[Toybox] [PATCH 1/1] add pathchk

Rob Landley rob at landley.net
Sat May 27 12:24:19 PDT 2017


On 05/26/2017 11:21 AM, Ilya Kuzmich wrote:
> Signed-off-by: Ilya Kuzmich <ilya.kuzmich at gmail.com>
> ---
>  tests/pathchk.test   | 85 ++++++++++++++++++++++++++++++++++++++++++++++
>  toys/posix/pathchk.c | 95 ++++++++++++++++++++++++++++++++++++++++++++++++++++
>  2 files changed, 180 insertions(+)
>  create mode 100644 tests/pathchk.test
>  create mode 100644 toys/posix/pathchk.c

Do you actually have a use case for this, or are you implementing it
because nobody has yet and it's in posix?

This seems like a competent implementation of this command, and I see it
is in the roadmap, but I'd like to know _why_ you want it. I've mentally
been lumping it in with the posix "sum" and "compress" commands as a
thing that's still in posix yet clearly obsolete, which there _might_
still be users for, but I'd wait for one to show up before implementing
it. It's not the outright veto things like sccs and qselect get for
being zombies from the 1970's, but I've run an awful lot of scripts and
package builds that never used this command.

Busybox never implemented this command. (Yes ubuntu installs it, but
they install "sum" too. "compress" and "pax" aren't there for historical
reasons: patents on the first, and a Linux vs Solaris identity thing for
the second.)

UTF8 is a big deal these days. Filenames starting with - are why all
toybox commands support -- and aren't really stranger than filenames
with spaces in them. The value of POSIX_PATH_MAX is 256, a hilariously
low value left over from the PDP-11. (The PATH_MAX in linux/limits.h is
4096 but that's legacy value, glibc doesn't define one at all anymore.
You can always create a deeper path with "cd longpath; mv ~/dirname ."
behind the OS's back (unless the OS wants to traverse all of ~/dirname's
children every time it does a mv) and even posix says rm -rf has to just
cope with it.)

On Linux, the only invalid characters in the Linux VHS are NULL and
forward slash; anything else is explicitly allowed, and yes that
includes invalid utf8 sequences:

  http://yarchive.net/comp/linux/utf8.html

If you're trying to figure out what a specific filesystem supports in
directory du jour, some of them are case sensitive so you get magic
aliasing and what's valid depends on what ELSE is in the directory. (You
can't mkdir "blah" if "Blah" exists and belongs to another user as chmod
700). Some of the older filesystems have mount-time selectable locale
encodings they translate behind your back.

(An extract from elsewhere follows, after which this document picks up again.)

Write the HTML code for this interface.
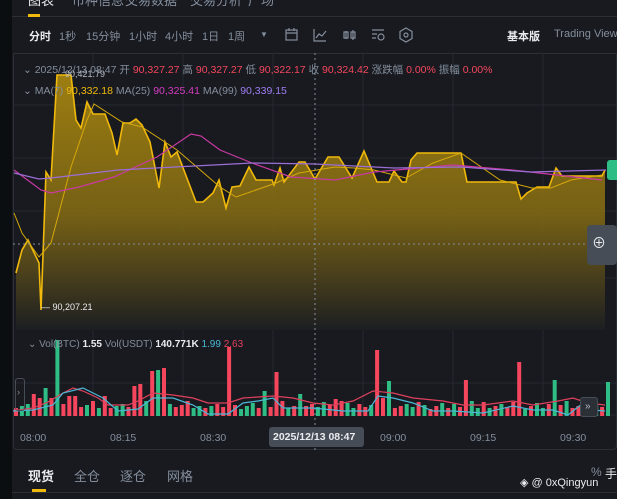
<!DOCTYPE html>
<html><head><meta charset="utf-8"><style>
*{margin:0;padding:0;box-sizing:border-box}
body{width:617px;height:499px;overflow:hidden;background:#181a20;font-family:"Liberation Sans","Noto Sans CJK SC",sans-serif;color:#848e9c;position:relative}
.a{position:absolute;white-space:nowrap}
</style></head><body>
<div class="a" style="left:0;top:0;width:12px;height:499px;background:#0b0e11"></div>
<div class="a" style="left:12px;top:0;width:605px;height:17px;background:#181a20;border-bottom:1px solid #2b2f36"></div>
<div class="a" style="left:28px;top:-10px;font-size:13px;color:#eaecef">图表</div>
<div class="a" style="left:72px;top:-10px;font-size:13px">币种信息</div>
<div class="a" style="left:125px;top:-10px;font-size:13px">交易数据</div>
<div class="a" style="left:190px;top:-10px;font-size:13px">交易分析</div>
<div class="a" style="left:248px;top:-10px;font-size:13px">广场</div>
<div class="a" style="left:28px;top:14px;width:12px;height:3px;background:#f0b90b"></div>
<div class="a" style="left:29px;top:28px;font-size:11px;color:#eaecef;font-weight:bold">分时</div>
<div class="a" style="left:59px;top:28px;font-size:11px">1秒</div>
<div class="a" style="left:86px;top:28px;font-size:11px">15分钟</div>
<div class="a" style="left:129px;top:28px;font-size:11px">1小时</div>
<div class="a" style="left:165px;top:28px;font-size:11px">4小时</div>
<div class="a" style="left:202px;top:28px;font-size:11px">1日</div>
<div class="a" style="left:228px;top:28px;font-size:11px">1周</div>
<div class="a" style="left:260px;top:30px;font-size:8px">▼</div>
<svg class="a" style="left:284px;top:27px" width="140" height="16" fill="none" stroke="#848e9c" stroke-width="1.2">
<rect x="2" y="3" width="11" height="10"/><path d="M2 6h11M5 1v3M10 1v3"/>
<path d="M30 2v12h12M32 11l3-4 3 2 4-5"/>
<path d="M62 4v8M60 5h4v6h-4zM69 3v10M67 5h4v6h-4z"/>
<path d="M88 3h12M88 7h5M88 11h4"/><circle cx="97" cy="10" r="3"/>
<path d="M122 1l6 3.5v7l-6 3.5-6-3.5v-7z"/><circle cx="122" cy="8" r="2"/>
</svg>
<div class="a" style="left:507px;top:28px;font-size:11px;color:#eaecef;font-weight:bold">基本版</div>
<div class="a" style="left:554px;top:28px;font-size:11px">Trading View</div>
<div class="a" style="left:13px;top:53px;width:604px;height:397px;background:#181a20;border:1px solid #2b2f36;border-radius:0 0 4px 4px"></div>
<svg class="a" style="left:13px;top:53px" width="604" height="397">
<defs><linearGradient id="g" x1="0" y1="0" x2="0" y2="1"><stop offset="0" stop-color="#a48310" stop-opacity="0.95"/><stop offset="0.55" stop-color="#7d6614" stop-opacity="0.92"/><stop offset="1" stop-color="#1c1e22" stop-opacity="1"/></linearGradient></defs>
<g stroke="#252830" stroke-width="1"><path d="M0 52H604M0 105H604M0 158H604M0 225H604M0 330H604M0 362H604M80 0V362M170 0V362M260 0V362M350 0V362M440 0V362M530 0V362"/></g>
<path fill="url(#g)" d="M3 220L9 197 15 187 26 210 28 257 33 119 38 127 44 22 58 22 63 67 68 75 74 49 80 61 92 61 99 80 104 102 110 70 117 70 123 66 129 72 137 89 146 135 152 89 158 104 164 99 183 149 190 149 200 140 206 127 213 155 219 134 227 133 236 114 243 127 259 127 261 132 267 115 271 129 286 109 292 109 302 126 315 104 326 104 339 125 351 98 364 129 376 129 381 118 389 129 393 129 398 107 404 100 448 100 454 129 503 129 508 146 514 140 524 134 536 134 543 115 549 123 589 123 592 117 L592 277 L3 277Z"/>
<path fill="none" stroke="#f0b90b" stroke-width="1.6" d="M3 220L9 197 15 187 26 210 28 257 33 119 38 127 44 22 58 22 63 67 68 75 74 49 80 61 92 61 99 80 104 102 110 70 117 70 123 66 129 72 137 89 146 135 152 89 158 104 164 99 183 149 190 149 200 140 206 127 213 155 219 134 227 133 236 114 243 127 259 127 261 132 267 115 271 129 286 109 292 109 302 126 315 104 326 104 339 125 351 98 364 129 376 129 381 118 389 129 393 129 398 107 404 100 448 100 454 129 503 129 508 146 514 140 524 134 536 134 543 115 549 123 589 123 592 117"/>
<path fill="none" stroke="#d6a80a" stroke-width="1" d="M1 160L9 180 26 204 38 190 58 114 74 67 81 51 109 69 129 74 164 97 207 134 223 144 263 130 286 120 322 114 341 115 361 117 393 125 420 110 448 100 487 127 519 135 538 135 558 127 589 122"/>
<path d="M1 117L28 137 38 140 66 134 101 124 144 104 178 81 188 83 207 97 239 110 278 124 322 127 361 119 440 112 499 117 589 127" fill="none" stroke="#c83aa2" stroke-width="1.2"/>
<path d="M1 120L26 126 38 125 105 117 239 110 302 111 381 115 448 114 518 119 593 117" fill="none" stroke="#9b6fd6" stroke-width="1.2"/>
<path d="M302 0V397" stroke="#848e9c" stroke-dasharray="2 3"/>
<path d="M0 191H575" stroke="#848e9c" stroke-dasharray="2 3"/>
<g id="vol"></g>
<path d="M0 358L20 355 35 349 50 340 60 335 70 338 85 345 95 352 115 352 125 348 140 340 160 342 180 345 195 350 215 350 230 345 260 343 280 345 300 350 320 352 340 348 360 338 380 340 400 345 430 348 450 352 470 352 500 348 520 352 545 348 560 345 575 350 592 352" fill="none" stroke="#e0415d" stroke-width="1.2"/>
<path d="M0 358L20 357 40 352 50 340 70 335 90 345 105 358 125 356 140 345 160 345 180 352 195 361 215 361 230 350 245 348 260 345 270 355 300 355 330 358 355 358 365 343 380 345 400 350 420 358 440 358 470 360 500 353 520 357 540 357 555 362 570 350 580 357 592 358" fill="none" stroke="#4ab8d6" stroke-width="1.2"/>
</svg>
<div class="a" style="left:607px;top:160px;width:20px;height:20px;background:#2ebd85;border-radius:3px"></div>
<div class="a" style="left:587px;top:225px;width:30px;height:40px;background:#474d57;border-radius:4px;color:#eaecef;font-size:14px;padding:8px 0 0 5px">⊕</div>
<div class="a" style="left:23px;top:62px;font-size:10.5px">⌄ 2025/12/13 08:47 <span>开</span> <span style="color:#f6465d">90,327.27</span> 高 <span style="color:#f6465d">90,327.27</span> 低 <span style="color:#f6465d">90,322.17</span> 收 <span style="color:#f6465d">90,324.42</span> 涨跌幅 <span style="color:#f6465d">0.00%</span> 振幅 <span style="color:#f6465d">0.00%</span></div>
<div class="a" style="left:65px;top:69px;font-size:9px;color:#b7bdc6">90,421.79</div>
<div class="a" style="left:23px;top:85px;font-size:10.5px">⌄ MA(7) <span style="color:#f0b90b">90,332.18</span> MA(25) <span style="color:#d63ac0">90,325.41</span> MA(99) <span style="color:#a07ef0">90,339.15</span></div>
<div class="a" style="left:41px;top:302px;font-size:9px;color:#eaecef">— 90,207.21</div>
<div class="a" style="left:28px;top:339px;font-size:10px">⌄ Vol(BTC) <b style="color:#eaecef">1.55</b> Vol(USDT) <b style="color:#eaecef">140.771K</b> <span style="color:#4ab8d6">1.99</span> <span style="color:#e0415d">2.63</span></div>
<div class="a" style="left:15px;top:378px;width:10px;height:33px;border:1px solid #474d57;border-radius:3px;font-size:9px;padding:8px 0 0 1px">›</div>
<div class="a" style="left:580px;top:397px;width:18px;height:20px;background:#2b2f36;border:1px solid #474d57;border-radius:3px;font-size:10px;padding:3px 0 0 4px;color:#b7bdc6">»</div>
<div class="a" style="left:20px;top:432px;font-size:10.5px">08:00</div>
<div class="a" style="left:110px;top:432px;font-size:10.5px">08:15</div>
<div class="a" style="left:200px;top:432px;font-size:10.5px">08:30</div>
<div class="a" style="left:380px;top:432px;font-size:10.5px">09:00</div>
<div class="a" style="left:470px;top:432px;font-size:10.5px">09:15</div>
<div class="a" style="left:560px;top:432px;font-size:10.5px">09:30</div>
<div class="a" style="left:269px;top:427px;width:95px;height:20px;background:#474d57;border-radius:3px;font-size:10.5px;color:#eaecef;font-weight:bold;padding:4px 0 0 4px">2025/12/13 08:47</div>
<div class="a" style="left:12px;top:455px;width:605px;height:44px;background:#181a20"></div>
<div class="a" style="left:28px;top:466px;font-size:13px;color:#eaecef;font-weight:bold">现货</div>
<div class="a" style="left:74px;top:466px;font-size:13px">全仓</div>
<div class="a" style="left:120px;top:466px;font-size:13px">逐仓</div>
<div class="a" style="left:167px;top:466px;font-size:13px">网格</div>
<div class="a" style="left:32px;top:489px;width:14px;height:3px;background:#f0b90b"></div>
<div class="a" style="left:12px;top:492px;width:605px;height:1px;background:#2b2f36"></div>
<div class="a" style="left:591px;top:465px;font-size:12px">%</div>
<div class="a" style="left:605px;top:465px;font-size:12px;color:#eaecef">手</div>
<div class="a" style="left:520px;top:476px;font-size:11px;color:#eaecef">◈ @ 0xQingyun</div>
<script>
var h=[],gr=[1,2,5,7,12,14,17,18,22,24,26,30,31,33,38,39,40,42,46,48,51,52,56,57,60,63,66,67,69,72,74,77,78,80,82,86,88,89,91,93,96,98,100];
var base=[8,10,12,9,14,11,7,10,13,8,12,9,11,15,8,10];
for(var i=0;i<101;i++)h.push(base[i%16]);
var sp={3:22,4:18,5:28,6:18,7:76,8:12,9:20,10:20,15:20,20:30,21:32,22:15,23:45,24:46,25:48,36:69,42:25,44:44,48:22,54:17,55:15,61:66,62:18,63:35,76:36,79:14,85:54,91:36,100:34};
for(var k in sp)h[k]=sp[k];
var g='';for(var i=0;i<101;i++){var x=1+i*5.92;g+='<rect x="'+x.toFixed(1)+'" y="'+(363-h[i])+'" width="4" height="'+h[i]+'" fill="'+(gr.indexOf(i)>=0?'#2ebd85':'#f6465d')+'"/>'}
document.getElementById('vol').innerHTML=g;
</script>
</body></html>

I terms of having the OS do this work for you, "readlink -m" and
"readlink -f" exist, both of which have -q and the ability to return
error without writing anything to the filesystem. That won't catch the
last path component being longer than 255 chars (the Linux VFS limit on
path components) but I could add a check for it there.

I moved hostid to examples because it's _not_ in posix, but this one is
so _if_ it goes in that's the place for it. But if I do merge it I'm
strongly tempted to make it "default n"...

Anyway, what's your motivation for submitting this command?